March 24, 2009

Mercator Mandelbrot

Mercator Mandelbrot

Thanks to an idea used by David Madore as a map for his Mandelbrot set zoom, I have been happily rendering Mercator Mandelbrot Maps during free time this weekend.

The idea is to focus on a point in or near the Mandelbrot set, and create an image where one direction is the logarithm of the distance and the other one the angle. The result is very much like the astro-ph/031571 map and theXKCD cartoon versions. This map projection is conformal, so it does not distort local angles, and objects are usually recognizable on all scales.

Mercator Mandelbrot

The leftmost edge corresponds to a scale of ~10-15, at which point Matlab's numeric resolution starts to become too crude to allow deeper zooms. I'm looking into using higher accuracy routines to calculate truly long maps. At the rightmost edge is the main part of the set, sometimes amusingly warped

Mercator Mandelbrot

Finding a good zoom location is equivalent to finding a place on the set where there is the right amount of detail on many different scales.
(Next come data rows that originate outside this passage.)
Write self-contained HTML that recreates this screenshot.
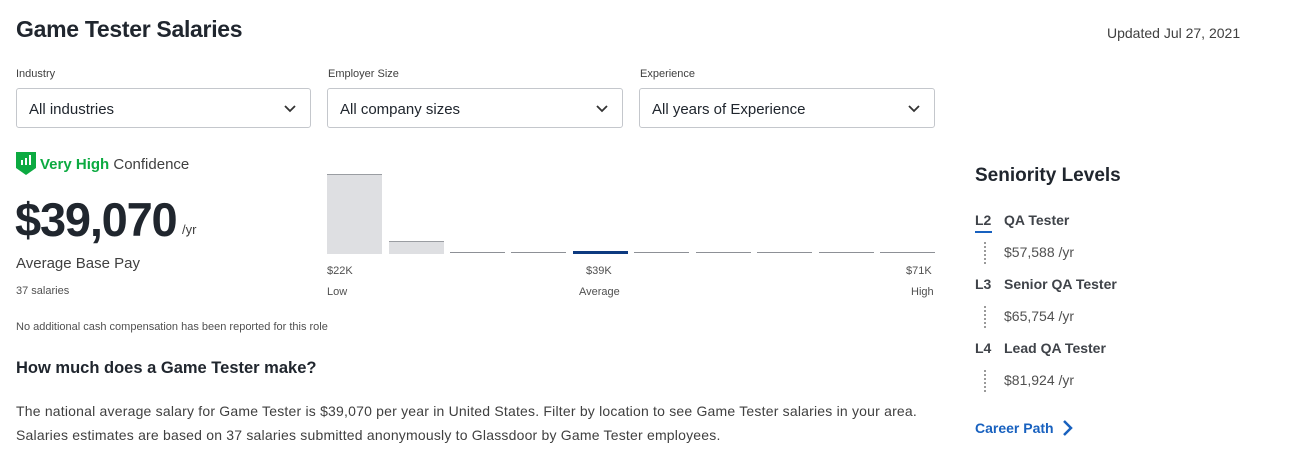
<!DOCTYPE html>
<html><head><meta charset="utf-8"><style>
*{box-sizing:border-box;margin:0;padding:0}
body{width:1289px;height:473px;background:#fff;font-family:"Liberation Sans",sans-serif;color:#20262e;position:relative;overflow:hidden}
.a{position:absolute;white-space:nowrap}
.dd{position:absolute;top:88px;height:40px;border:1px solid #c4c7cc;border-radius:3px;font-size:15px;line-height:42px;padding-left:12px;color:#20262e}
.dd svg{position:absolute;right:14px;top:16px}
.lbl{position:absolute;top:68px;font-size:11px;color:#404040}
.bar{position:absolute;width:55px;background:#dedfe2;border-top:1px solid #9a9da2}
.ln{position:absolute;width:55px;height:1px;background:#8d9096;top:252px}
.sm{font-size:11px;color:#505050}
.lv{font-size:14px;font-weight:bold;color:#3f4349}
.pay{font-size:14px;color:#505050}
.dot{position:absolute;left:984px;width:0;height:22px;border-left:2px dotted #9a9a9a}
</style></head><body>
<div class="a" style="left:16px;top:16px;font-size:23px;font-weight:bold;letter-spacing:-0.3px">Game Tester Salaries</div>
<div class="a" style="left:1107px;top:25px;font-size:14px;color:#404040">Updated Jul 27, 2021</div>

<div class="lbl" style="left:16px">Industry</div>
<div class="lbl" style="left:328px">Employer Size</div>
<div class="lbl" style="left:640px">Experience</div>
<div class="dd" style="left:16px;width:295px">All industries<svg width="12" height="8" viewBox="0 0 12 8"><path d="M1 1l5 5 5-5" fill="none" stroke="#333" stroke-width="1.8"/></svg></div>
<div class="dd" style="left:327px;width:296px">All company sizes<svg width="12" height="8" viewBox="0 0 12 8"><path d="M1 1l5 5 5-5" fill="none" stroke="#333" stroke-width="1.8"/></svg></div>
<div class="dd" style="left:639px;width:296px">All years of Experience<svg width="12" height="8" viewBox="0 0 12 8"><path d="M1 1l5 5 5-5" fill="none" stroke="#333" stroke-width="1.8"/></svg></div>

<svg class="a" style="left:16px;top:152px" width="20" height="24" viewBox="0 0 20 24"><path d="M0 0h20v16l-10 7-10-7z" fill="#0caa41"/><rect x="5" y="8" width="2" height="5" fill="#fff"/><rect x="9" y="6" width="2" height="7" fill="#fff"/><rect x="13" y="3" width="2" height="10" fill="#fff"/></svg>
<div class="a" style="left:40px;top:156px;font-size:15px"><span style="color:#0caa41;font-weight:bold">Very High</span> <span style="color:#404040">Confidence</span></div>
<div class="a" style="left:15px;top:192px;font-size:47px;font-weight:bold;letter-spacing:-1.2px;color:#20262e">$39,070</div>
<div class="a" style="left:182px;top:222px;font-size:13px;color:#404040">/yr</div>
<div class="a" style="left:16px;top:255px;font-size:15px;color:#404040">Average Base Pay</div>
<div class="a sm" style="left:16px;top:285px">37 salaries</div>
<div class="a sm" style="left:16px;top:321px">No additional cash compensation has been reported for this role</div>

<div class="bar" style="left:327px;top:174px;height:80px"></div>
<div class="bar" style="left:389px;top:241px;height:13px"></div>
<div class="ln" style="left:450px"></div>
<div class="ln" style="left:511px"></div>
<div class="ln" style="left:573px;height:3px;top:251px;background:#0d3a80"></div>
<div class="ln" style="left:634px"></div>
<div class="ln" style="left:696px"></div>
<div class="ln" style="left:757px"></div>
<div class="ln" style="left:819px"></div>
<div class="ln" style="left:880px"></div>
<div class="a sm" style="left:327px;top:265px">$22K</div>
<div class="a sm" style="left:327px;top:286px">Low</div>
<div class="a sm" style="left:586px;top:265px">$39K</div>
<div class="a sm" style="left:579px;top:286px">Average</div>
<div class="a sm" style="left:906px;top:265px">$71K</div>
<div class="a sm" style="left:911px;top:286px">High</div>

<div class="a" style="left:16px;top:359px;font-size:16.5px;font-weight:bold;color:#20262e">How much does a Game Tester make?</div>
<div class="a" style="left:16px;top:399px;font-size:14px;color:#404040;line-height:24px;letter-spacing:0.2px">The national average salary for Game Tester is $39,070 per year in United States. Filter by location to see Game Tester salaries in your area.<br>Salaries estimates are based on 37 salaries submitted anonymously to Glassdoor by Game Tester employees.</div>

<div class="a" style="left:975px;top:165px;font-size:19px;font-weight:bold;color:#20262e">Seniority Levels</div>
<div class="a lv" style="left:975px;top:212px">L2</div>
<div style="position:absolute;left:975px;top:231px;width:17px;height:2px;background:#1861bf"></div>
<div class="a lv" style="left:1004px;top:212px">QA Tester</div>
<div class="dot" style="top:242px"></div>
<div class="a pay" style="left:1004px;top:244px">$57,588 /yr</div>
<div class="a lv" style="left:975px;top:276px">L3</div>
<div class="a lv" style="left:1004px;top:276px">Senior QA Tester</div>
<div class="dot" style="top:306px"></div>
<div class="a pay" style="left:1004px;top:308px">$65,754 /yr</div>
<div class="a lv" style="left:975px;top:340px">L4</div>
<div class="a lv" style="left:1004px;top:340px">Lead QA Tester</div>
<div class="dot" style="top:370px"></div>
<div class="a pay" style="left:1004px;top:372px">$81,924 /yr</div>
<div class="a" style="left:975px;top:420px;font-size:14px;font-weight:bold;color:#1861bf">Career Path</div>
<svg class="a" style="left:1062px;top:419px" width="12" height="18" viewBox="0 0 12 18"><path d="M2 2l7 7-7 7" fill="none" stroke="#1861bf" stroke-width="2.5"/></svg>
</body></html>
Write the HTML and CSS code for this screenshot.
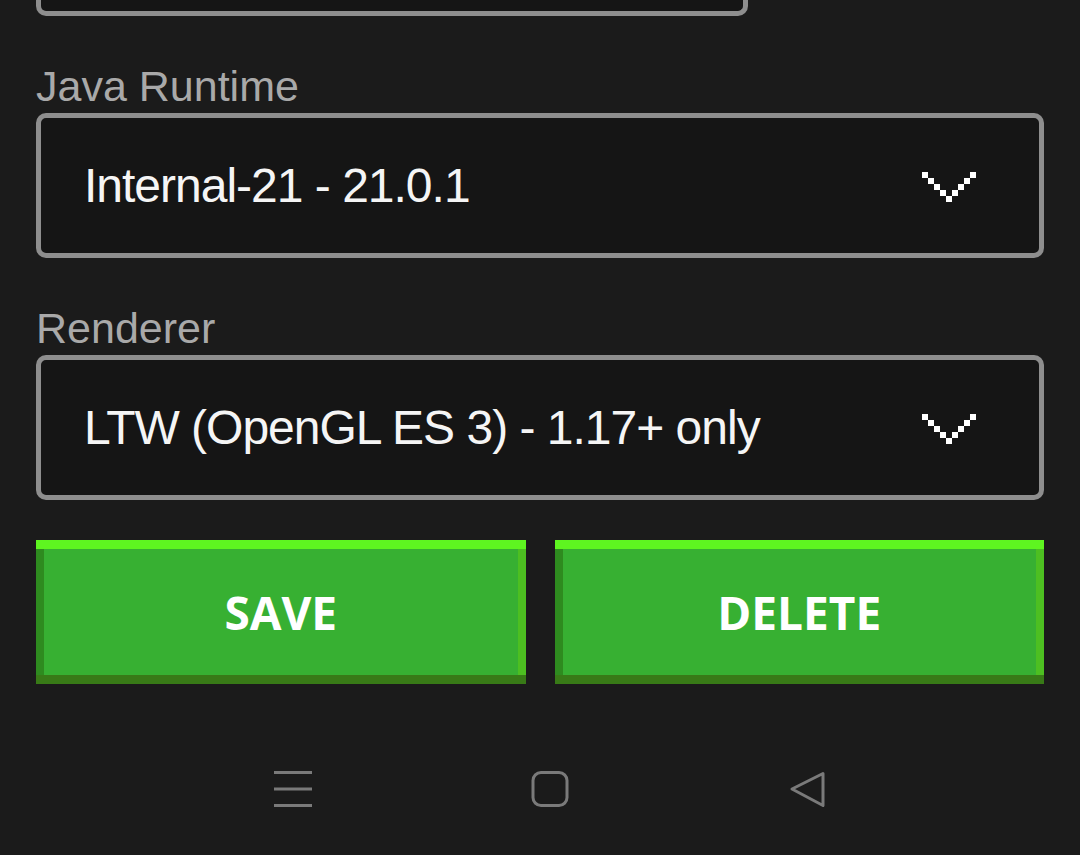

Tip edges like c=i and Misiurewicz points produce repeating patterns. A nice heuristic for a "baroque style" picture is to go for the mini-Mandelbrots, zoom in close to them, find another mini, zoom in there and so on. This way the sets become surrounded by embedded Julia sets, and each new mini-Mandelbrot contributes another set, adding variation to the picture.

Mercator Mandelbrot

I first used the continuous potential method to color the image, but it makes filaments hard to see. I found the distance estimator method much better, since it really shows the gorgeous complexity. This way it is usually possible to trace the filament leading to the deepest part of the picture all the way out to the main set.